Friday, November 16, 2012

thanksgiving is coming

Thanksgiving involves some major-league cooking and party hosting. Even though various products have made the holiday meal a little easier (canned- and instant-, etc.), there are still some hurdles to jump over. For the uninitiated, or those of us who are a little rusty, I have a few common mistakes to avoid.

Getting Drunk
Most of my holiday disasters involve drinking. I'm not talking about a drunk grandma who can't keep her top on, that's just bound to happen. I'm talking about having enough booze to last the day. I am borrowing some fantastic advice from John Cheese at cracked.com, "plan out what you think you need, then triple that order." If you've been to some of the family thanksgivings I've seen, you're just going to have to expect that everything is going to turn into a shit-show.


Cooks
Choose the least boozy of your relatives to supervise meal preparation. Everyone might love Aunt Linda's famous margarita pool parties, but we all know that the kitchen apron quip, "I cook with wine, sometimes it even goes in the food" was written about her. That is why, while she's welcome you help out in the kitchen (maybe keep her away from knives), you should choose your newly sober uncle or your timid, mousy cousin to make sure that nobody burns down the house. Or that the oven gets turned on. Or so that nobody gets poisoned.

Turkey
Your frozen turkey will probably come with a plastic bag full of guts shoved up its butt. It's best to take that out before you start cooking your turkey. Plan ahead so you have time to thaw your turkey. If you don't plan ahead, you'll be sucking on raw, frozen turkey instead of fighting over the drumsticks. If you do it right, your oven-roasted turkey will taste just as good as his deep-fat-fried brother, not to mention that roasting is easier to clean up and caries a much lower potential for an explosion.

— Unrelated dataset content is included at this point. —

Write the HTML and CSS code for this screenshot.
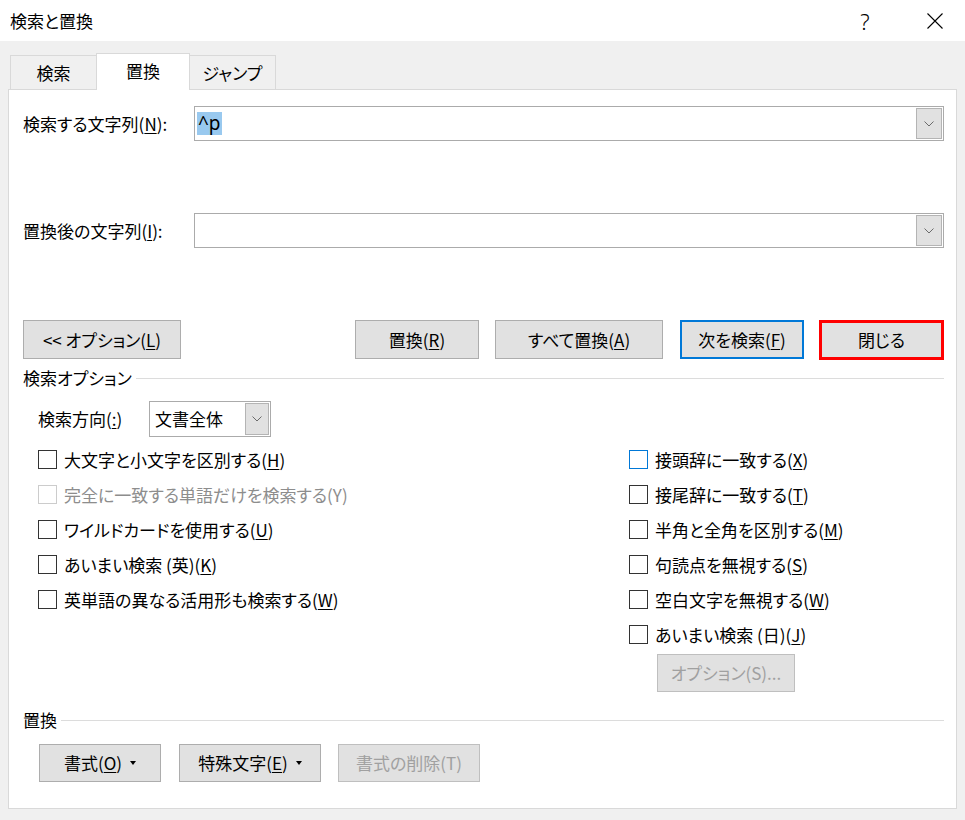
FILE: index.html
```
<!DOCTYPE html>
<html lang="ja">
<head>
<meta charset="utf-8">
<title>検索と置換</title>
<link rel="stylesheet" href="styles.css">
</head>
<body>
<div class="titlebar">
  <span class="title">検索と置換</span>
  <span class="help">?</span>
  <span class="close"><svg width="16" height="16" viewBox="0 0 16 16"><path d="M0.5 0.5 L15.5 15.5 M15.5 0.5 L0.5 15.5" stroke="#000" stroke-width="1.1" fill="none"/></svg></span>
</div>
<div class="tabs">
  <div class="tab tab-first">検索</div>
  <div class="tab tab-active">置換</div>
  <div class="tab tab-last">ジャンプ</div>
</div>
<div class="panel">
  <div class="field">
    <span class="label">検索する文字列(<u>N</u>):</span>
    <div class="combo combo-wide">
      <span class="combo-text"><span class="sel">^p</span></span>
      <span class="drop"><svg width="10" height="6" viewBox="0 0 10 6"><path d="M0.5 0.5 L5 5 L9.5 0.5" stroke="#6b6b6b" stroke-width="1" fill="none"/></svg></span>
    </div>
  </div>
  <div class="field field-second">
    <span class="label">置換後の文字列(<u>I</u>):</span>
    <div class="combo combo-wide">
      <span class="combo-text"></span>
      <span class="drop"><svg width="10" height="6" viewBox="0 0 10 6"><path d="M0.5 0.5 L5 5 L9.5 0.5" stroke="#6b6b6b" stroke-width="1" fill="none"/></svg></span>
    </div>
  </div>
  <div class="btn-row">
    <div class="btn btn-options">&lt;&lt; オプション(<u>L</u>)</div>
    <div class="btn btn-replace">置換(<u>R</u>)</div>
    <div class="btn btn-all">すべて置換(<u>A</u>)</div>
    <div class="btn btn-next">次を検索(<u>F</u>)</div>
    <div class="btn btn-close">閉じる</div>
  </div>
  <div class="group">
    <span class="group-label">検索オプション</span>
    <span class="group-line"></span>
  </div>
  <div class="direction">
    <span class="dir-label">検索方向(<u>:</u>)</span>
    <div class="combo combo-dir">
      <span class="combo-text dir-text">文書全体</span>
      <span class="drop drop-dir"><svg width="10" height="6" viewBox="0 0 10 6"><path d="M0.5 0.5 L5 5 L9.5 0.5" stroke="#6b6b6b" stroke-width="1" fill="none"/></svg></span>
    </div>
  </div>
  <div class="options">
    <div class="col col-left">
      <div class="check"><span class="box"></span><span>大文字と小文字を区別する(<u>H</u>)</span></div>
      <div class="check disabled"><span class="box"></span><span>完全に一致する単語だけを検索する(Y)</span></div>
      <div class="check"><span class="box"></span><span>ワイルドカードを使用する(<u>U</u>)</span></div>
      <div class="check"><span class="box"></span><span>あいまい検索 (英)(<u>K</u>)</span></div>
      <div class="check"><span class="box"></span><span>英単語の異なる活用形も検索する(<u>W</u>)</span></div>
    </div>
    <div class="col col-right">
      <div class="check focus"><span class="box"></span><span>接頭辞に一致する(<u>X</u>)</span></div>
      <div class="check"><span class="box"></span><span>接尾辞に一致する(<u>T</u>)</span></div>
      <div class="check"><span class="box"></span><span>半角と全角を区別する(<u>M</u>)</span></div>
      <div class="check"><span class="box"></span><span>句読点を無視する(<u>S</u>)</span></div>
      <div class="check"><span class="box"></span><span>空白文字を無視する(<u>W</u>)</span></div>
      <div class="check"><span class="box"></span><span>あいまい検索 (日)(<u>J</u>)</span></div>
      <div class="btn btn-disabled btn-sub">オプション(S)...</div>
    </div>
  </div>
  <div class="group group-replace">
    <span class="group-label">置換</span>
    <span class="group-line"></span>
  </div>
  <div class="bottom-row">
    <div class="btn btn-format">書式(<u>O</u>)<span class="tri"></span></div>
    <div class="btn btn-special">特殊文字(<u>E</u>)<span class="tri"></span></div>
    <div class="btn btn-disabled btn-clear">書式の削除(T)</div>
  </div>
</div>
</body>
</html>
```
FILE: styles.css
```
* { box-sizing: border-box; }
html, body { margin: 0; padding: 0; }
body {
  width: 965px;
  height: 820px;
  overflow: hidden;
  background: #f0f0f0;
  font-family: "Noto Sans CJK JP", "Noto Sans", sans-serif;
  font-size: 17px;
  line-height: 20px;
  color: #000;
  font-feature-settings: "palt";
}
u { text-decoration-thickness: 1px; text-underline-offset: 2px; }

.titlebar {
  height: 41px;
  background: #fff;
  display: flex;
  align-items: center;
  padding-left: 10px;
}
.title { flex: 1; font-size: 17px; }
.help {
  width: 20px;
  margin-right: 30px;
  text-align: center;
  font-family: "Noto Sans", sans-serif;
  font-weight: 300;
  font-size: 22px;
}
.close { width: 60px; display: flex; justify-content: center; align-items: center; }

.tabs {
  height: 48px;
  padding: 12px 0 0 10px;
  display: flex;
  align-items: flex-end;
}
.tab {
  height: 34px;
  border: 1px solid #d9d9d9;
  border-bottom: none;
  background: #f0f0f0;
  display: flex;
  align-items: center;
  justify-content: center;
}
.tab-first { width: 86px; border-right: none; }
.tab-active {
  width: 94px;
  height: 37px;
  margin-bottom: -1px;
  background: #fff;
  position: relative;
  z-index: 1;
  padding-bottom: 2px;
}
.tab-last { width: 86px; border-left: none; }

.panel {
  margin: 0 8px;
  height: 720px;
  background: #fff;
  border: 1px solid #d9d9d9;
  padding: 16px 12px 0 14px;
}

.field {
  display: grid;
  grid-template-columns: 171px 1fr;
  align-items: center;
  height: 35px;
}
.field-second { margin-top: 72px; }

.combo {
  height: 35px;
  border: 1px solid #ababab;
  display: flex;
  align-items: stretch;
  padding: 1px;
  background: #fff;
}
.combo-text {
  flex: 1;
  display: flex;
  align-items: center;
  padding-left: 1px;
}
.sel {
  background: #99c9ef;
  font-size: 19px;
  line-height: 23px;
  padding: 0 1px 0 1px;
  font-family: "Noto Sans", sans-serif;
}
.drop {
  width: 26px;
  background: #e1e1e1;
  border: 1px solid #b4b4b4;
  display: flex;
  align-items: center;
  justify-content: center;
}

.btn-row {
  margin-top: 72px;
  height: 40px;
  display: flex;
  align-items: flex-start;
}
.btn {
  height: 39px;
  border: 1px solid #adadad;
  background: #e1e1e1;
  display: flex;
  align-items: center;
  justify-content: center;
  white-space: nowrap;
}
.btn-options { width: 158px; }
.btn-replace { width: 124px; margin-left: auto; }
.btn-all { width: 168px; margin-left: 16px; }
.btn-next { width: 124px; margin-left: 17px; border: 2px solid #0078d7; }
.btn-close { width: 125px; height: 40px; margin-left: 15px; border: 3px solid #ff0000; }

.group {
  margin-top: 8px;
  height: 20px;
  display: flex;
  align-items: center;
}
.group-line {
  flex: 1;
  height: 1px;
  background: #dcdcdc;
  margin-left: 4px;
}

.direction {
  margin-top: 13px;
  padding-left: 15px;
  display: flex;
  align-items: center;
  height: 36px;
}
.dir-label { width: 111px; }
.combo-dir { width: 122px; height: 36px; }
.dir-text { padding-left: 4px; }
.drop-dir { width: 24px; }

.options {
  margin-top: 5px;
  padding-left: 15px;
  display: grid;
  grid-template-columns: 591px 1fr;
}
.check {
  height: 35px;
  display: flex;
  align-items: center;
  gap: 7px;
  white-space: nowrap;
}
.box {
  width: 19px;
  height: 19px;
  border: 1px solid #333;
  background: #fff;
  flex: none;
}
.check.disabled { color: #8d8d8d; }
.check.disabled .box { border-color: #cccccc; }
.check.focus .box { border-color: #0078d7; }

.btn-disabled {
  color: #a0a0a0;
  border-color: #bfbfbf;
  background: #e1e1e1;
}
.btn-sub {
  width: 138px;
  height: 38px;
  margin: 2px 0 0 28px;
}

.group-replace { margin-top: 18px; }

.bottom-row {
  margin-top: 14px;
  padding-left: 16px;
  display: flex;
}
.bottom-row .btn { height: 38px; }
.btn-format { width: 122px; }
.btn-special { width: 142px; margin-left: 18px; }
.btn-clear { width: 142px; margin-left: 17px; }
.tri {
  width: 0;
  height: 0;
  border-left: 3px solid transparent;
  border-right: 3px solid transparent;
  border-top: 4px solid #000;
  margin-left: 8px;
}
```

If you like explosions, watch this:

Make what you can
Stick to recipes you have tried before, especially if there is anything technically complicated. There's nothing like grossing everybody out with the balsamic-glazed butternut squash and sage-scented tart-a-tain you read about in O! magazine, especially when all anyone was looking forward to was pumpkin pie made from Libby-brand pumpkin puree. TLC had it right, at least about Thanksgiving: "please stick to the rivers and the lakes that you're used to."


Have a happy Thanksgiving from me and Sanchez!

PS: I'll be taking Sanchez with me to my family Thanksgiving, so I expect he'll come up with a lot to say about it. Cheers!